▸ **EXERCISE INSTRUCTIONS**: Please print exactly the lines below, from the start of the material up to and including the line with "string; checkbox?: boolean;", but none of the pictures.

▸ **GIVEN MATERIAL**:
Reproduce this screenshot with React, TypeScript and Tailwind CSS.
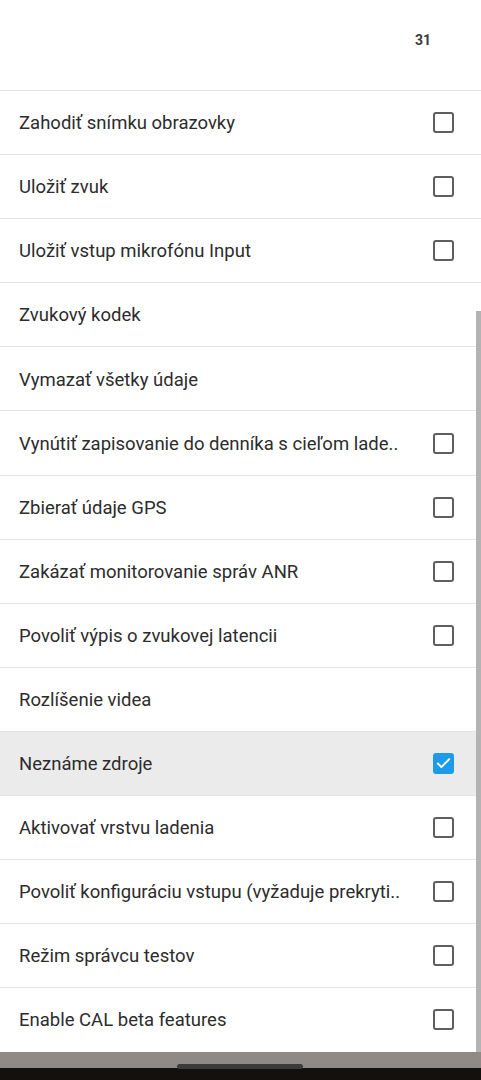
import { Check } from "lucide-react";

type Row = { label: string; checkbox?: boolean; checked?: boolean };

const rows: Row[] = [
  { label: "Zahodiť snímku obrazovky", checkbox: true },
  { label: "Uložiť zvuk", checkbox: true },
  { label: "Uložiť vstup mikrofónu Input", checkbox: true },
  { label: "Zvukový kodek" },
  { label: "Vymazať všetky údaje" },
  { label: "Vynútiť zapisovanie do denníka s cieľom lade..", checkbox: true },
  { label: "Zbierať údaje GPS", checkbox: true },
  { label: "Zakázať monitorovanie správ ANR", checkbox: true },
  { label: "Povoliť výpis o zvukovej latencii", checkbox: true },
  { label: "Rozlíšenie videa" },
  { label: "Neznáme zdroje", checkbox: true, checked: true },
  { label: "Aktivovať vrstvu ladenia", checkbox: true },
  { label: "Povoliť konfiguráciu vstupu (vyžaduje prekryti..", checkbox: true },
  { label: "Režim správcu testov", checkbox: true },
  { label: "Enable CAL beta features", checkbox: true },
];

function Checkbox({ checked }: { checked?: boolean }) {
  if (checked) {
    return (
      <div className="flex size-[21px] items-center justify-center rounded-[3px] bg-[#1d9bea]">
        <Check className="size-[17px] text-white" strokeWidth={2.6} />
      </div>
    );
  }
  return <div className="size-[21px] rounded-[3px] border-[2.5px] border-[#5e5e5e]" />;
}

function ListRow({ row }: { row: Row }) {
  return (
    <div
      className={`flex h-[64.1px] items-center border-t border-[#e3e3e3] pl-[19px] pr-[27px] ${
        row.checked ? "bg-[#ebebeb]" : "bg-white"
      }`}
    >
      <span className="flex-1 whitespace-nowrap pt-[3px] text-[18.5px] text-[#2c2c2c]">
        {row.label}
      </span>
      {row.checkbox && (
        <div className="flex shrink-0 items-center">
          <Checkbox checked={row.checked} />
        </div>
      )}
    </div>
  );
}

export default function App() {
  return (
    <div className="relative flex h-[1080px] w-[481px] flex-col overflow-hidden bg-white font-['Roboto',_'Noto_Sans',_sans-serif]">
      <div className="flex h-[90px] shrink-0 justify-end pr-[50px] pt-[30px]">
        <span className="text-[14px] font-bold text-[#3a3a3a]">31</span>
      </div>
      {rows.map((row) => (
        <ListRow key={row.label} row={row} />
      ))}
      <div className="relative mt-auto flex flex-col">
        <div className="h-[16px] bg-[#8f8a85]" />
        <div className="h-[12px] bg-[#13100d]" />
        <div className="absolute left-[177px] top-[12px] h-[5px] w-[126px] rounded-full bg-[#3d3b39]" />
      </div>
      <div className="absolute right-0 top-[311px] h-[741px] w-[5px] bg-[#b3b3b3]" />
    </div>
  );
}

▸ **RESULT OF THIS TASK**:
Reproduce this screenshot with React, TypeScript and Tailwind CSS.
import { Check } from "lucide-react";

type Row = { label: string; checkbox?: boolean; checked?: boolean };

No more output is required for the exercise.